Билетов на Ленинград не было. Но Север активно гнал от себя. Я попросила взять плацкарту на Москву.
В 1996 году десятки раз езженая дорога – через станции Андога и Суда, где когда-то отец работал начальником торфоразработок и куда я приезжала на школьные каникулы, – не воскрешала больше элегических настроений. Расстрел как реальный финал судьбы отца решительным образом перестроил воспоминания.
Поезд вёз дальше на Север. Мелькали названия станций, вовлекая в пропасть прошлого. Я поймала себя на том, что память воскрешает что-то прочно забытое, не то привычное, что сопровождало мои командировки из Микуни в Ленинград.
Проезжая теперь место, где родился, где с удивлением и заливистым смехом впервые встал на ножки мой сын, я уже не пыталась соединить в одно младенца, которого по пять раз в день одержимо бегала кормить в детприёмник, с не признающим во мне мать сегодняшним взрослым мужчиной. В сознании они существовали – порознь.

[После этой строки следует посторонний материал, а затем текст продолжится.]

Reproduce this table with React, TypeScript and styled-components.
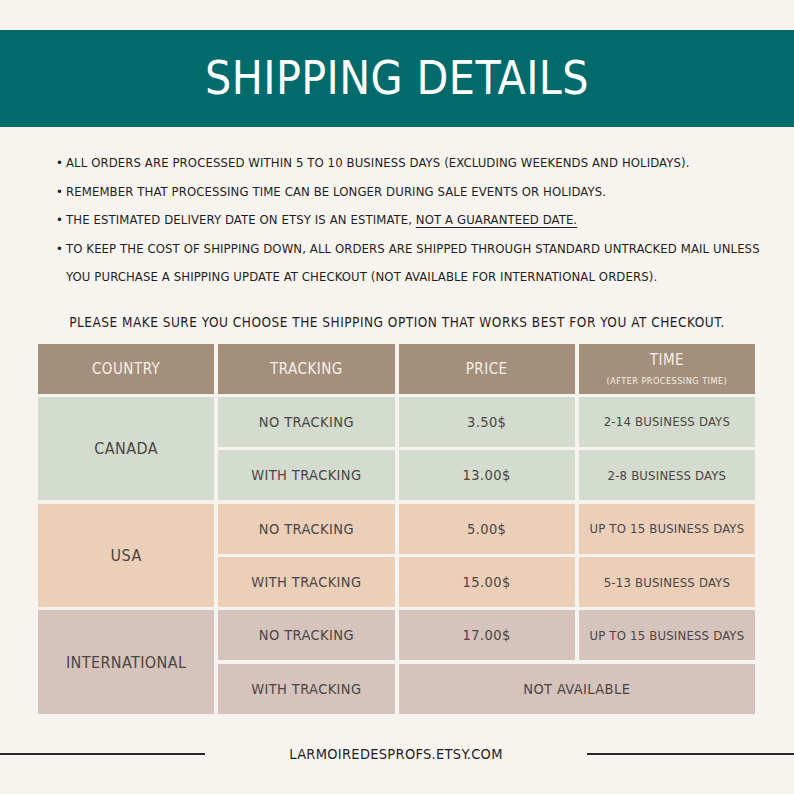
import styled, { createGlobalStyle } from "styled-components";

const GlobalStyle = createGlobalStyle`
  body {
    margin: 0;
    background: #f7f4ef;
    font-family: "DejaVu Sans Condensed", "Liberation Sans", sans-serif;
  }
`;

type Option = { tracking: string; price: string; time: string };
type Country = { name: string; tone: string; options: Option[]; merged?: string };

const countries: Country[] = [
  {
    name: "CANADA",
    tone: "#d3dccf",
    options: [
      { tracking: "NO TRACKING", price: "3.50$", time: "2-14 BUSINESS DAYS" },
      { tracking: "WITH TRACKING", price: "13.00$", time: "2-8 BUSINESS DAYS" },
    ],
  },
  {
    name: "USA",
    tone: "#ebcfb9",
    options: [
      { tracking: "NO TRACKING", price: "5.00$", time: "UP TO 15 BUSINESS DAYS" },
      { tracking: "WITH TRACKING", price: "15.00$", time: "5-13 BUSINESS DAYS" },
    ],
  },
  {
    name: "INTERNATIONAL",
    tone: "#d5c3bc",
    options: [
      { tracking: "NO TRACKING", price: "17.00$", time: "UP TO 15 BUSINESS DAYS" },
      { tracking: "WITH TRACKING", price: "", time: "" },
    ],
    merged: "NOT AVAILABLE",
  },
];

export default function App() {
  return (
    <Page>
      <GlobalStyle />
      <Banner>
        <Title>SHIPPING DETAILS</Title>
      </Banner>

      <Notes>
        <Note>ALL ORDERS ARE PROCESSED WITHIN 5 TO 10 BUSINESS DAYS (EXCLUDING WEEKENDS AND HOLIDAYS).</Note>
        <Note>REMEMBER THAT PROCESSING TIME CAN BE LONGER DURING SALE EVENTS OR HOLIDAYS.</Note>
        <Note>
          THE ESTIMATED DELIVERY DATE ON ETSY IS AN ESTIMATE, <u>NOT A GUARANTEED DATE.</u>
        </Note>
        <Note>
          <Line>TO KEEP THE COST OF SHIPPING DOWN, ALL ORDERS ARE SHIPPED THROUGH STANDARD UNTRACKED MAIL UNLESS</Line>
          <Line>YOU PURCHASE A SHIPPING UPDATE AT CHECKOUT (NOT AVAILABLE FOR INTERNATIONAL ORDERS).</Line>
        </Note>
      </Notes>

      <Advice>PLEASE MAKE SURE YOU CHOOSE THE SHIPPING OPTION THAT WORKS BEST FOR YOU AT CHECKOUT.</Advice>

      <Table>
        <HeadCell>COUNTRY</HeadCell>
        <HeadCell>TRACKING</HeadCell>
        <HeadCell>PRICE</HeadCell>
        <HeadCell>
          TIME
          <HeadNote>(AFTER PROCESSING TIME)</HeadNote>
        </HeadCell>

        {countries.map((c) => [
          <Cell key={c.name} $tone={c.tone} $rows={2} $size={16}>
            {c.name}
          </Cell>,
          ...c.options.flatMap((o, i) =>
            c.merged && i === 1
              ? [
                  <Cell key={c.name + i + "t"} $tone={c.tone}>{o.tracking}</Cell>,
                  <Cell key={c.name + i + "m"} $tone={c.tone} $cols={2}>{c.merged}</Cell>,
                ]
              : [
                  <Cell key={c.name + i + "t"} $tone={c.tone}>{o.tracking}</Cell>,
                  <Cell key={c.name + i + "p"} $tone={c.tone}>{o.price}</Cell>,
                  <Cell key={c.name + i + "d"} $tone={c.tone} $size={13}>{o.time}</Cell>,
                ]
          ),
        ])}
      </Table>

      <Footer>
        <Rule />
        <Site>LARMOIREDESPROFS.ETSY.COM</Site>
        <Rule />
      </Footer>
    </Page>
  );
}

const Page = styled.div`
  width: 794px;
  height: 794px;
  display: flex;
  flex-direction: column;
  padding-top: 30px;
  box-sizing: border-box;
  color: #1f1d1c;

  & > * {
    flex-shrink: 0;
  }
`;

const Banner = styled.header`
  height: 97px;
  background: #006b6a;
  display: flex;
  align-items: center;
  justify-content: center;
`;

const Title = styled.h1`
  margin: 0 0 2px;
  color: #ffffff;
  font-weight: 400;
  font-size: 46px;
  letter-spacing: 0.4px;
`;

const Notes = styled.ul`
  margin: 22px 0 0;
  padding: 0 0 0 66px;
  list-style: none;
`;

const Note = styled.li`
  position: relative;
  font-size: 13px;
  line-height: 28.5px;
  letter-spacing: 0.1px;

  &::before {
    content: "•";
    position: absolute;
    left: -10px;
  }

  u {
    text-underline-offset: 3px;
  }
`;

const Line = styled.span`
  display: block;
  white-space: nowrap;
`;

const Advice = styled.p`
  margin: 20px 0 0;
  text-align: center;
  font-size: 13.5px;
  line-height: 20px;
  letter-spacing: 0.5px;
`;

const Table = styled.div`
  margin: 12px 0 0 38px;
  width: 717px;
  display: grid;
  grid-template-columns: repeat(4, 1fr);
  grid-template-rows: 50px repeat(6, 50px);
  column-gap: 4px;
  row-gap: 3.4px;
`;

const HeadCell = styled.div`
  background: #a38f7b;
  color: #f6f0e9;
  display: flex;
  flex-direction: column;
  align-items: center;
  justify-content: center;
  font-size: 15px;
  letter-spacing: 0.5px;
`;

const HeadNote = styled.span`
  font-size: 9px;
  letter-spacing: 0.5px;
  margin-top: 7px;
`;

const Cell = styled.div<{ $tone: string; $rows?: number; $cols?: number; $size?: number }>`
  background: ${(p) => p.$tone};
  color: #4a4544;
  grid-row: span ${(p) => p.$rows ?? 1};
  grid-column: span ${(p) => p.$cols ?? 1};
  display: flex;
  align-items: center;
  justify-content: center;
  font-size: ${(p) => p.$size ?? 14.5}px;
  letter-spacing: ${(p) => (p.$size === 13 ? "0.2px" : "0.4px")};
`;

const Footer = styled.footer`
  margin-top: 30px;
  height: 20px;
  display: grid;
  grid-template-columns: 205px 1fr 207px;
  align-items: center;
`;

const Rule = styled.div`
  height: 1.5px;
  background: #2a2827;
`;

const Site = styled.span`
  text-align: center;
  font-size: 14.5px;
  letter-spacing: 0.3px;
  color: #1f1d1c;
`;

Через окно вагона я смотрела на валявшиеся возле железнодорожного полотна сгнившие деревянные шпалы, которые мы укладывали в сороковые годы. Нынче их заменяли железобетонными… Как же я стара, Боже! И какой невероятной силы память ведёт меня – через сорок шесть лет после освобождения – в эти места!..
От Микуни на Сыктывкар теперь была проложена железнодорожная ветка. В Микуни поезд имел длительную стоянку. По прямой, как линейка, дороге я быстрым шагом успела дойти до Дома культуры. Там у входа стояли посеревшие, но целёхонькие скульптуры, созданные заключённым Борисом. В сторону дома, в котором я жила в Микуни, не повернула головы.